Dynamics of turbulent premixed flames in acoustic fields

Abstract

This thesis describes computational and theoretical studies of fundamental physical processes that influence the heat-release response of turbulent premixed flames to acoustic forcing. Attached turbulent flames, as found in many practical devices, have a non-zero mean velocity component tangential to the turbulent flame brush. Hence, flame surface wrinkles generated at a given location travel along the flame sheet while being continuously modified by local flow velocity disturbances, thereby, causing the flame sheet to respond in a non-local manner to upstream turbulence fluctuations. The correlation length and time scales of these flame sheet motions are significantly different from those of the upstream turbulence fluctuations.

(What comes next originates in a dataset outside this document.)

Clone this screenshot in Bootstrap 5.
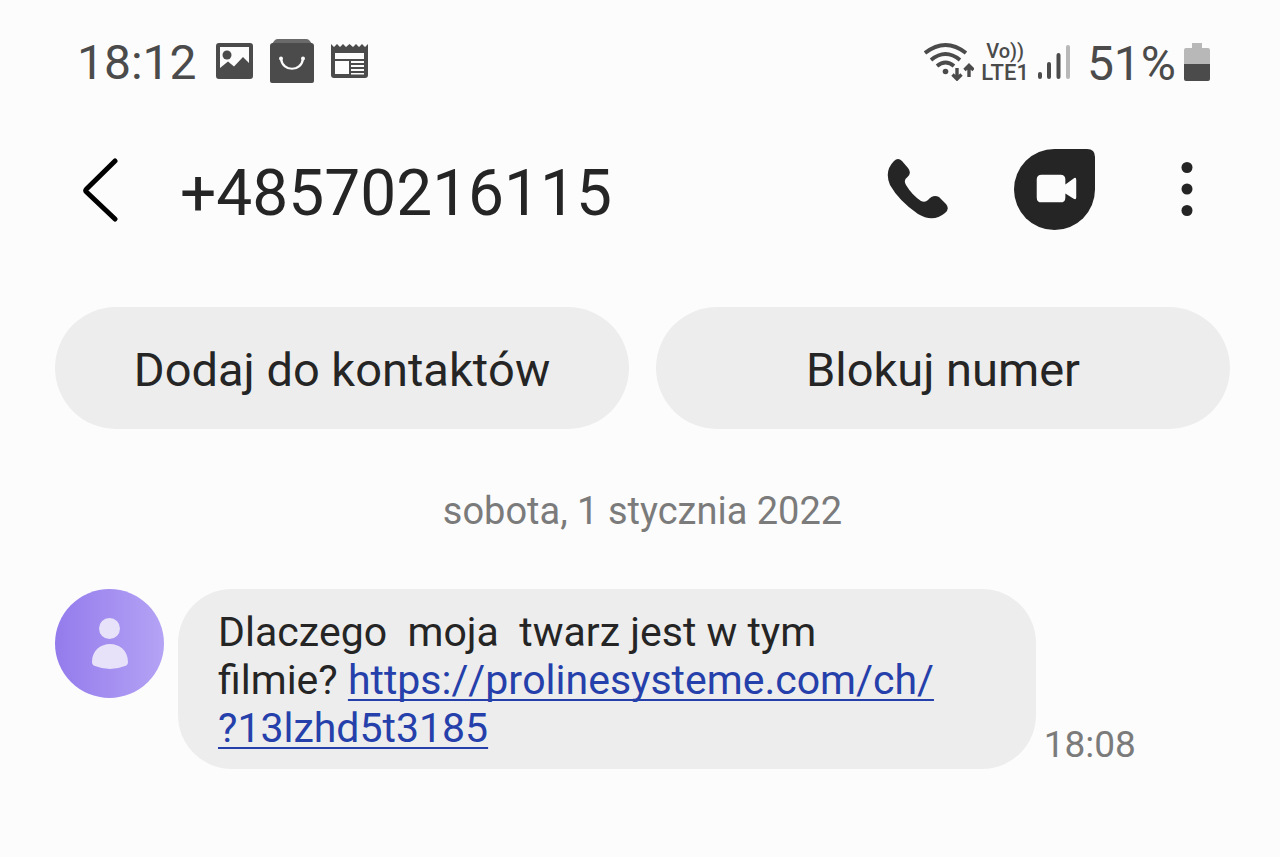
<!DOCTYPE html>
<html lang="pl">
<head>
<meta charset="utf-8">
<meta name="viewport" content="width=device-width, initial-scale=1">
<title>+48570216115</title>
<link href="https://cdn.jsdelivr.net/npm/bootstrap@5.3.0/dist/css/bootstrap.min.css" rel="stylesheet">
<style>
  body { background: #fcfcfc; color: #252525; font-family: Roboto, "Liberation Sans", sans-serif; }
  svg { display: block; flex: none; }
  .screen { padding: 32px 50px 48px 55px; }
  .status { height: 60px; padding: 2px 20px 0 22px; color: #4b4b4b; font-size: 48px; line-height: 60px; }
  .status-icons { gap: 17px; margin: 0 0 5px 19px; }
  .status-system { margin-bottom: 2px; }
  .network { font-size: 22px; line-height: 22px; font-weight: 500; margin: 0 8px 0 7px; }
  .network-voice { font-size: 20px; }
  .topbar { height: 122px; margin-top: 36px; padding: 0 37px 0 21px; }
  .topbar h1 { font-size: 64px; line-height: 72px; font-weight: 400; margin: 10px 0 0 54px; }
  .icon-btn { border: 0; padding: 0; background: none; color: #252525; }
  .video { margin: 0 86px 0 65px; }
  .actions { gap: 27px; margin-top: 57px; }
  .pill { --bs-btn-bg: #ededed; --bs-btn-color: #252525; --bs-btn-hover-bg: #e2e2e2; --bs-btn-active-bg: #dadada;
          height: 122px; font-size: 47px; line-height: 60px; border: 0; padding-top: 10px; flex: 1 1 0; font-kerning: none; }
  .day { color: #7b7b7b; font-size: 38px; line-height: 48px; margin-top: 58px; }
  .thread { margin-top: 54px; }
  .bubble { width: 73%; margin-left: 14px; padding: 19px 40px 17px; background: #ededed; border-radius: 54px;
            font-size: 41px; line-height: 48px; white-space: pre-wrap; font-kerning: none; }
  .bubble a { color: #2540ab; text-decoration-thickness: 2px; text-underline-offset: 5px; text-decoration-skip-ink: none; }
  .sent { color: #7b7b7b; font-size: 37px; line-height: 48px; margin-left: 8px; }
</style>
</head>
<body>
<main class="screen">
  <div class="status d-flex align-items-center">
    <span>18:12</span>
    <div class="status-icons d-flex align-items-center">
      <svg width="37" height="36" viewBox="0 0 37 36" aria-hidden="true">
        <path fill="#4b4b4b" fill-rule="evenodd" d="M3 0H34Q37 0 37 3V33Q37 36 34 36H3Q0 36 0 33V3Q0 0 3 0ZM4 4V25L12 18.500L18 23.500L27 14L33 20V4Z"/>
        <circle cx="11" cy="12" r="4.500" fill="#4b4b4b"/>
      </svg>
      <svg width="44" height="44" viewBox="0 0 44 44" aria-hidden="true">
        <path fill="#6a6a6a" d="M1 6L5 1Q6 0 8 0H36Q38 0 39 1L43 6Z"/>
        <path fill="#4b4b4b" d="M3 4H41Q44 4 44 7V42Q44 44 42 44H2Q0 44 0 42V7Q0 4 3 4Z"/>
        <path d="M11 20C13 33 31 33 33 20" fill="none" stroke="#fcfcfc" stroke-width="2.200"/>
        <circle cx="11" cy="19.500" r="2" fill="#fcfcfc"/><circle cx="33" cy="19.500" r="2" fill="#fcfcfc"/>
      </svg>
      <svg width="37" height="34" viewBox="0 0 37 34" aria-hidden="true">
        <path fill="#4b4b4b" fill-rule="evenodd" d="M0 0L3 3L6 0L9 3L12 0L15 3L18.500 0L22 3L25 0L28 3L31 0L34 3L37 0V31Q37 34 34 34H3Q0 34 0 31ZM4 9V15H33V9ZM4 17V30H18V17ZM20 17V19H33V17ZM20 21V23H33V21ZM20 25V27H33V25ZM20 29V30.500H33V29Z"/>
      </svg>
    </div>
    <div class="status-system d-flex align-items-center ms-auto">
      <svg width="50" height="38" viewBox="0 0 50 38" fill="none" stroke="#4b4b4b" stroke-width="3.800" aria-label="Wi-Fi" role="img">
        <path d="M1 10Q21.500 -6 42 10M7 17Q21.500 5 36 17M13 23Q21.500 16 30 23"/>
        <circle cx="21.500" cy="28.500" r="2.800" fill="#4b4b4b" stroke="none"/>
        <path stroke-width="3.400" d="M33 25V36M28.500 31.500L33 36L37.500 31.500M45 34V22M40.500 27L45 22.500L49.500 27"/>
      </svg>
      <div class="network text-center"><span class="network-voice d-block">Vo))</span><span class="d-block">LTE1</span></div>
      <svg width="34" height="36" viewBox="0 0 34 36" stroke-width="4" stroke-linecap="round" stroke="#4b4b4b" aria-label="Sygnał" role="img">
        <path d="M3 30V33M12 20V33M21.500 11V33"/><path stroke="#b8b8b8" d="M31 3V33"/>
      </svg>
      <span class="ms-3 pt-1">51%</span>
      <svg class="ms-2" width="26" height="38" viewBox="0 0 26 38" aria-label="Bateria" role="img">
        <path fill="#b8b8b8" d="M8 0H18V5H24Q26 5 26 7V22H0V7Q0 5 2 5H8Z"/>
        <path fill="#4b4b4b" d="M0 21H26V36Q26 38 24 38H2Q0 38 0 36Z"/>
      </svg>
    </div>
  </div>

  <header class="topbar d-flex align-items-center">
    <button class="icon-btn" type="button" aria-label="Wstecz">
      <svg width="50" height="66" viewBox="0 0 50 66" fill="none" stroke="#000" stroke-width="5" stroke-linecap="round" stroke-linejoin="round"><path d="M39 5L10.500 33Q9 34.500 10.500 36L39 63"/></svg>
    </button>
    <h1>+48570216115</h1>
    <div class="d-flex align-items-center ms-auto">
      <button class="icon-btn" type="button" aria-label="Zadzwoń">
        <svg width="62" height="62" viewBox="0 0 62 62" fill="currentColor"><path d="M7 3Q11 -1 15 3L21 10Q25 15 20.500 19Q16 22 19 27Q25 37 34 43Q38 45 41 42Q46 36 52 39L59 46Q63 51 58 55Q46 65 31 56Q12 43 3 27Q-3 13 7 3Z"/></svg>
      </button>
      <button class="icon-btn video" type="button" aria-label="Rozmowa wideo">
        <svg width="81" height="81" viewBox="0 0 82 82" fill="currentColor"><path d="M41 0H74Q82 0 82 8V41A41 41 0 1 1 41 0Z"/><path fill="#fcfcfc" d="M28 26H47Q52 26 52 31V36L60 30Q63 28 63 31V49Q63 52 60 50L52 45V49Q52 54 47 54H28Q23 54 23 49V31Q23 26 28 26Z"/></svg>
      </button>
      <button class="icon-btn" type="button" aria-label="Więcej opcji">
        <svg width="12" height="56" viewBox="0 0 12 56" fill="currentColor"><circle cx="6" cy="6.500" r="5.500"/><circle cx="6" cy="28" r="5.500"/><circle cx="6" cy="49.500" r="5.500"/></svg>
      </button>
    </div>
  </header>

  <div class="actions d-flex">
    <button class="pill btn rounded-pill" type="button">Dodaj do kontaktów</button>
    <button class="pill btn rounded-pill" type="button">Blokuj numer</button>
  </div>

  <div class="day text-center">sobota, 1 stycznia 2022</div>

  <div class="thread d-flex align-items-start">
    <svg width="109" height="109" viewBox="0 0 109 109" aria-hidden="true">
      <defs><linearGradient id="violet"><stop offset="0" stop-color="#947bec"/><stop offset="1" stop-color="#b4a3f5"/></linearGradient></defs>
      <circle cx="54.500" cy="54.500" r="54.500" fill="url(#violet)"/>
      <g fill="#e7e1f9"><circle cx="54.500" cy="39.500" r="10.500"/><path d="M37 73C37 49 73 49 73 73Q73 76 70 77Q55 83 40 77Q37 76 37 73Z"/></g>
    </svg>
    <div class="bubble">Dlaczego  moja  twarz jest w tym<br>filmie? <a href="#">https://prolinesysteme.com/ch/<br>?13lzhd5t3185</a></div>
    <time class="sent align-self-end">18:08</time>
  </div>
</main>
<script src="https://cdn.jsdelivr.net/npm/bootstrap@5.3.0/dist/js/bootstrap.bundle.min.js"></script>
</body>
</html>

These correlation lengths and times increase with turbulence intensity, due to the influence of kinematic restoration. This non-local nature of flame sheet wrinkling (called 'non-locality') results in a spatially varying distribution of local consumption speed (i.e. local mass burning rate) even when the upstream flow statistics are isotropic and stationary. Non-locality and kinematic restoration result in coupling between the responses of the flame surface to coherent acoustic forcing and random turbulent fluctuations respectively, thereby, causing the coherent ensemble averaged component of the global heat-release fluctuation to be different in magnitude and phase from its nominal (laminar) value even in the limit of small coherent forcing amplitudes (i.e. linear forcing limit). An expression for this correction, derived from an asymptotic analysis to leading order in turbulence intensity, shows that its magnitude decreases with increasing forcing frequency because kinematic restoration limits flame surface wrinkling amplitudes. Predictions of ensemble averaged heat release response from a different, generalized modeling approach using local consumption and displacement speed distributions from unforced analysis shows good agreement with the exact asymptotic result at low frequencies.